En matière de documentaire, ce que l’on place sous le terme de « repérages » est une expérience essentielle, fondatrice. C’est comme éprouver la matérialité d’un rêve, on y foule un ailleurs avec l’espoir de s’y retrouver, de ressentir tous les signes qui vont transformer un désir intime en nécessité partagée.

 

RETOUR À GRAND ANSE

Je suis retournée à Grand Anse, dans le temps suspendu de l’inter campagne et la première chose qui m’a frappée c’est que son chant avait changé. Les voix des hommes y résonnaient, on pouvait entendre leurs rires au loin, le son de leurs outils, répercutés sous la nef. Curieusement ces présences, recouvertes en temps de campagne par le fracas des machines, m’ont parues plus fantomatiques, plus irréelles que jamais.

Dès mon entrée dans l’usine pourtant nous nous sommes retrouvés, j’ai salué Jocelyn, Jean-Claude, Patrick … éparpillés dans le chaos de l’usine démontée. Ils m’ont accueillie avec chaleur et émotion et ont interrompu leur travail pour me parler, longuement. J’étais rentrée dans mon film, dans notre aventure commune, elle continuait, comme si ils n’avaient attendu que ce retour pour me confier leurs angoisses, me soumettre leurs questionnements, leurs inquiétudes, leur amertume. En six mois la situation avait complètement changé, l’espoir avait presque disparu, le travail presque perdu son sens.

J’ai parcouru l’ile en ces journées radieuses de novembre, partout la canne explosait de vigueur, plus haute que jamais.
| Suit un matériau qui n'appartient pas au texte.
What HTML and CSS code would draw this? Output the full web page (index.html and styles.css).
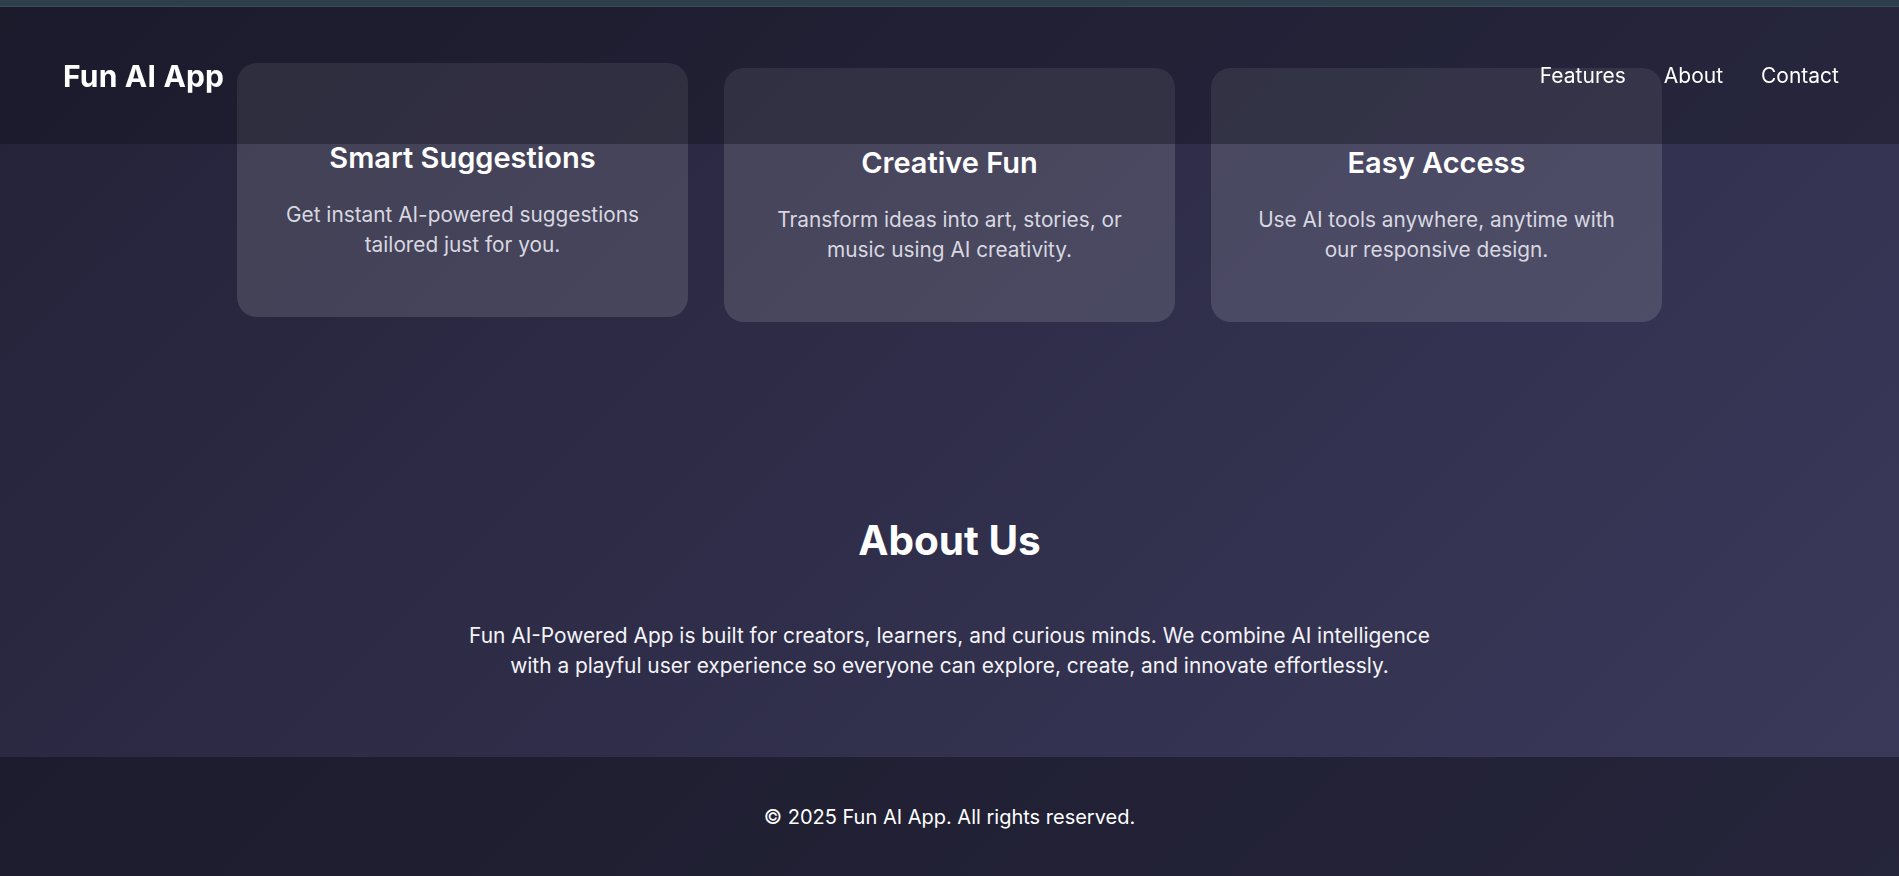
FILE: index.html
```html
<!DOCTYPE html>
<html lang="en">
<head>
<meta charset="utf-8">
<title>Fun AI App</title>
<link rel="stylesheet" href="styles.css">
</head>
<body>
<div class="topbar"></div>
<header class="site-header">
  <div class="logo">Fun AI App</div>
  <nav class="nav">
    <a href="#features">Features</a>
    <a href="#about">About</a>
    <a href="#contact">Contact</a>
  </nav>
</header>
<main class="main">
  <section class="features" id="features">
    <div class="card card-raised">
      <h3 class="card-title">Smart Suggestions</h3>
      <p class="card-text">Get instant AI-powered suggestions tailored just for you.</p>
    </div>
    <div class="card">
      <h3 class="card-title">Creative Fun</h3>
      <p class="card-text">Transform ideas into art, stories, or music using AI creativity.</p>
    </div>
    <div class="card">
      <h3 class="card-title">Easy Access</h3>
      <p class="card-text">Use AI tools anywhere, anytime with our responsive design.</p>
    </div>
  </section>
  <section class="about" id="about">
    <h2 class="about-title">About Us</h2>
    <p class="about-text">Fun AI-Powered App is built for creators, learners, and curious minds. We combine AI intelligence with a playful user experience so everyone can explore, create, and innovate effortlessly.</p>
  </section>
</main>
<footer class="footer" id="contact">
  <p>&copy; 2025 Fun AI App. All rights reserved.</p>
</footer>
</body>
</html>
```
FILE: styles.css
```css
* { box-sizing: border-box; }
html, body { margin: 0; padding: 0; }
body {
  height: 876px;
  overflow: hidden;
  display: flex;
  flex-direction: column;
  font-family: Inter, "Open Sans", sans-serif;
  color: #ffffff;
  background: linear-gradient(135deg, #242238 0%, #3b3a5c 100%);
}
.topbar {
  height: 7px;
  flex: none;
  background: #2c3f4a;
  border-bottom: 1px solid #3b4c56;
}
.site-header {
  position: fixed;
  top: 7px;
  left: 0;
  right: 0;
  height: 137px;
  display: flex;
  align-items: center;
  justify-content: space-between;
  padding: 0 60px 0 63px;
  background: rgba(15, 15, 25, 0.38);
  z-index: 10;
}
.logo {
  font-size: 30px;
  font-weight: 700;
  letter-spacing: 0.2px;
}
.nav {
  display: flex;
  gap: 38px;
}
.nav a {
  color: #ffffff;
  text-decoration: none;
  font-size: 21px;
  font-weight: 400;
}
.main {
  flex: 1;
  display: flex;
  flex-direction: column;
}
.features {
  display: grid;
  grid-template-columns: repeat(3, 451px);
  gap: 36px;
  justify-content: center;
  padding-top: 61px;
}
.card {
  height: 254px;
  padding: 77px 36px 0;
  border-radius: 20px;
  background: rgba(255, 255, 255, 0.13);
  text-align: center;
}
.card-raised { transform: translateY(-5px); }
.card-title {
  margin: 0 0 24px;
  font-size: 29px;
  line-height: 36px;
  font-weight: 600;
}
.card-text {
  margin: 0;
  font-size: 20.8px;
  line-height: 30px;
  color: #d8d8e0;
}
.about {
  padding-top: 195px;
  text-align: center;
}
.about-title {
  margin: 0 0 56px;
  font-size: 40.5px;
  line-height: 48px;
  font-weight: 700;
}
.about-text {
  max-width: 1000px;
  margin: 0 auto;
  font-size: 20.9px;
  line-height: 30px;
  color: #f4f4f8;
}
.footer {
  height: 119px;
  flex: none;
  display: flex;
  align-items: center;
  justify-content: center;
  background: rgba(15, 15, 25, 0.5);
}
.footer p {
  margin: 0;
  font-size: 20px;
}
```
J’y ai retrouvé Pascal, Paul, Jean-Paul, Philippe, encore accrochés à leur terre, mais parlant déjà de l’usine comme d’un rêve qui s’efface.

J’ai senti que l’atonie de l’inter-campagne, le silence des machines, renvoyait les hommes à leur solitude, à leur voix intérieures qui parlent de défaite et d’exil. J’ai perçu que pour la première fois peut-être, l’idée du déclin les effleurait et que seule l’ivresse collective de la prochaine campagne pourrait la tenir pour un moment à distance. J’ai vu à quel point ils en avaient besoin pour s’oublier eux-mêmes : ranimer la machine, la servir, abolir la succession des jours, perdre le sommeil, s’épuiser, produire, être ensemble.

J’ai mieux compris que le film parlait de la fin d’un monde, d’une mort annoncée et su que nous nous étions déjà fait cette promesse : convier les fantômes du passé à une cérémonie des adieux.